The health and resilience of the reef is affected by a range of short-term and long-term disturbances including:

  1. floods
  2. cyclones
  3. elevated sea surface temperatures
  4. crown-of-thorns starfish outbreaks
  5. pollutant loads.

The impact of disturbances on the reef depends on their frequency, duration and severity as well as the state of the ecosystem (Fabricius 2005; Osborne et al., 2011). Multiple disturbances may have a combined negative effect on reef resilience that is greater than the effect of each disturbance in isolation. Between 2009 and 2011, repeated floods and cyclones had a considerable impact on the water quality and ecosystem status of the inshore area of the Great Barrier Reef.


The summer of 2010-2011 was the second wettest on record in Australia. This extreme weather caused flooding in several catchments and much higher than normal discharge from most rivers. A large expanse of the inshore reef south of Mackay was exposed to persistent flood plumes from the Fitzroy, Burnett and Mary Rivers.

Photo: Catchment runoff entering the Great Barrier Reef lagoon, north of Mossman. Courtesy Queensland Government Department of Agriculture, Fisheries and Forestry.

La Niña caused significant rainfall events across Queensland during 2010-2011 which led to greater overall freshwater discharge to the reef. This was primarily due to high flows from the Burdekin, Fitzroy, Burnett and Mary Rivers and all rivers in the Mackay Whitsunday region. Discharges from most rivers in the Wet Tropics and Cape York regions were also at least 1.5 times their annual median flow. This is the fifth consecutive year where the overall freshwater discharge from all rivers has been greater than the long-term annual median. For example, in the 2010-2011 wet season, flows from the Fitzroy and Proserpine Rivers were the largest on record and discharge from the Herbert River was comparable to the record flood in 1994.

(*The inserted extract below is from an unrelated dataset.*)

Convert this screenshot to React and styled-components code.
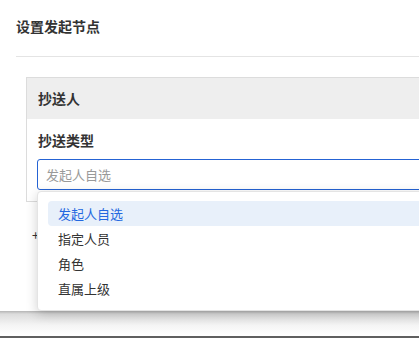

The influence of flood plumes on the marine environment depends on the volume and duration of river flows, the influence of wind direction and velocity, local currents and tidal regimes. Flood plumes had an impact on inshore areas along the Queensland coast. The southern section of the Great Barrier Reef Marine Park, in particular, was exposed to large volumes of low salinity flood waters for an extended period which is likely to have contributed to localised coral bleaching on shallow, inshore reefs in the area (refer to coral bleaching section).

In addition to large volumes of freshwater, wet season floods deliver the majority of annual loads of nutrients, sediments and herbicides to the reef lagoon. In 2010-2011, concentrations of herbicides in flood plumes sometimes exceeded those known to have a negative effect on coral and seagrass (Haynes et al., 2000b, Jones and Kerswell, 2003, Magnusson et al., 2010). Regions with a high probability of exposure to elevated concentrations of dissolved inorganic nitrogen and suspended solids were the Wet Tropics, Burdekin and Mackay Whitsunday regions, respectively.

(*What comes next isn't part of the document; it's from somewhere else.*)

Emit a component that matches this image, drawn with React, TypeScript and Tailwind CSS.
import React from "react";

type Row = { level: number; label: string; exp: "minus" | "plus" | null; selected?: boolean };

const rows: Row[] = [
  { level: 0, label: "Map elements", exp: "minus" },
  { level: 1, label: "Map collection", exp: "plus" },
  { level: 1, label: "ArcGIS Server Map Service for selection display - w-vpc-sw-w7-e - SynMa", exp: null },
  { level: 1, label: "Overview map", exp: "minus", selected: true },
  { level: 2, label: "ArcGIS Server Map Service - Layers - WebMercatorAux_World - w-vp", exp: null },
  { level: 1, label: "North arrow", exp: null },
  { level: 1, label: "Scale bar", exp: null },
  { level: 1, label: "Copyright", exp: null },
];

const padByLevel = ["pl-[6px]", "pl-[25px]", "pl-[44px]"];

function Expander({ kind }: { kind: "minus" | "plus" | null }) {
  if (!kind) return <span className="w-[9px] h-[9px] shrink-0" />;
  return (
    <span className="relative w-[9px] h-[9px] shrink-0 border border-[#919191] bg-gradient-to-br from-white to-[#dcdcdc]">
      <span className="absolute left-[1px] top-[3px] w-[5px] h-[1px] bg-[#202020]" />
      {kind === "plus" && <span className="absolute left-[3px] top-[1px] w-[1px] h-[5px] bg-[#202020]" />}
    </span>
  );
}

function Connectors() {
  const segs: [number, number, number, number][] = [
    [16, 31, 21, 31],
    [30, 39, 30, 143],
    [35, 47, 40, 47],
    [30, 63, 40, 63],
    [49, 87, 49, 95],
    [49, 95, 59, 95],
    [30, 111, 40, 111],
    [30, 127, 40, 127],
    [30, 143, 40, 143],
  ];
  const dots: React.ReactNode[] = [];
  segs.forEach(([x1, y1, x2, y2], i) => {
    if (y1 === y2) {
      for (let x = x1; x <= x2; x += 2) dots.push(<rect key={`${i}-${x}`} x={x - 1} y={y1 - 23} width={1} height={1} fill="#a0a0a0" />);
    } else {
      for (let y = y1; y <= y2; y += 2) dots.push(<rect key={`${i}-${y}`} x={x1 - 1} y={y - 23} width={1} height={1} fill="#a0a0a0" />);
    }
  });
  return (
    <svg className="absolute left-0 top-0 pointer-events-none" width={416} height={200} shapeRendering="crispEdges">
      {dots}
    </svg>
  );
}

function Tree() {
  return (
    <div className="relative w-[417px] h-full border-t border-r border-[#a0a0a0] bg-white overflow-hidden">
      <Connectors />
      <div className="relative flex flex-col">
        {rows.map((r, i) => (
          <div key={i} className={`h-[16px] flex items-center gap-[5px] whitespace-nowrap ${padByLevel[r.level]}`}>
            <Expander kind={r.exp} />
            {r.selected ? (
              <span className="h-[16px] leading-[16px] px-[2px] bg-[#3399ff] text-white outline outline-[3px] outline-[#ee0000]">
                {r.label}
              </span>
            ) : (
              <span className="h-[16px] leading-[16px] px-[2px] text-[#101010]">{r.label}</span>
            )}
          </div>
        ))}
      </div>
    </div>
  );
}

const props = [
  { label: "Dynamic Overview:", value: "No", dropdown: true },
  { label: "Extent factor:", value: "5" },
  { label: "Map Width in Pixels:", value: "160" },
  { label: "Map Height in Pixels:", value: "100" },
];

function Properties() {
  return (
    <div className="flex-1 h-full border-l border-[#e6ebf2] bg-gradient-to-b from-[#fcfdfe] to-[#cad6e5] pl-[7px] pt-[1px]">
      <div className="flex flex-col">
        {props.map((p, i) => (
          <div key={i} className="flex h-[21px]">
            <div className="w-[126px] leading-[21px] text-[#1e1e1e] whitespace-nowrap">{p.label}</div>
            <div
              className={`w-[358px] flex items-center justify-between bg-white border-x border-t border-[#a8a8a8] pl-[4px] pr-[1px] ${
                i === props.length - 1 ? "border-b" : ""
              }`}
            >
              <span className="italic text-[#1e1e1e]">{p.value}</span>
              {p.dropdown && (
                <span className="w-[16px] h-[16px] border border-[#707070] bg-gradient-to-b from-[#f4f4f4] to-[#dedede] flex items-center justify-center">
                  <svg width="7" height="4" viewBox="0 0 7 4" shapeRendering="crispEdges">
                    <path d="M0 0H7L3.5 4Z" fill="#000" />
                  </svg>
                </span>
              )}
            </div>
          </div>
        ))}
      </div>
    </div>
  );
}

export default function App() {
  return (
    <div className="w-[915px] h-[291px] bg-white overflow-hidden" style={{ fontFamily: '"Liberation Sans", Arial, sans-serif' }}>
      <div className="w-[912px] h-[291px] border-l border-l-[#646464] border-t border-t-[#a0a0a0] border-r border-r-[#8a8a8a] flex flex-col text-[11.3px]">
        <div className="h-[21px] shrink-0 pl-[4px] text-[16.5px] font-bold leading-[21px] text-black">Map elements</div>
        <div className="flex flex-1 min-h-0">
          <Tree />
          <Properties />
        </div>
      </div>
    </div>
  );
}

Three tropical cyclones had an impact on the reef in 2010-2011. Cyclone Tasha (category 1) crossed the coast near Innisfail and caused large-scale flooding in the Burnett, Fitzroy and Burdekin Rivers. Cyclone Anthony (category 2) passed through the Burdekin region and was closely followed by Cyclone Yasi (category 5) which crossed the coast near Cardwell in early February 2011. About 13 per cent of the reef, from Cairns to Townsville, was exposed to Yasi's destructive or very destructive winds. The affected area represents a 300 km stretch of the 2400 km-long reef; however, the influence of Yasi extended beyond the destructive wind band with damage also occurring south of Townsville. This has led to the poor marine condition in many regions for 2011. Underwater surveys indicate that 15 per cent of the total reef area sustained some coral damage and full recovery will take decades. Cyclones may cause extreme physical damage to reef structure.

Since 2005, many areas of the reef including the inshore area have been affected by category 4 or 5 cyclones. The combined paths of these cyclones have exposed 3889 reefs (80 per cent of the Great Barrier Reef Marine Park) to gale force winds or above. Most of the affected reefs were outside the inshore area, which is a relatively small proportion of the whole Great Barrier Reef Marine Park (7.8 per cent). Recent estimates attribute 34 per cent of total coral mortality recorded between 1995 and 2009 to cyclones and storms (Osborne et al., 2011).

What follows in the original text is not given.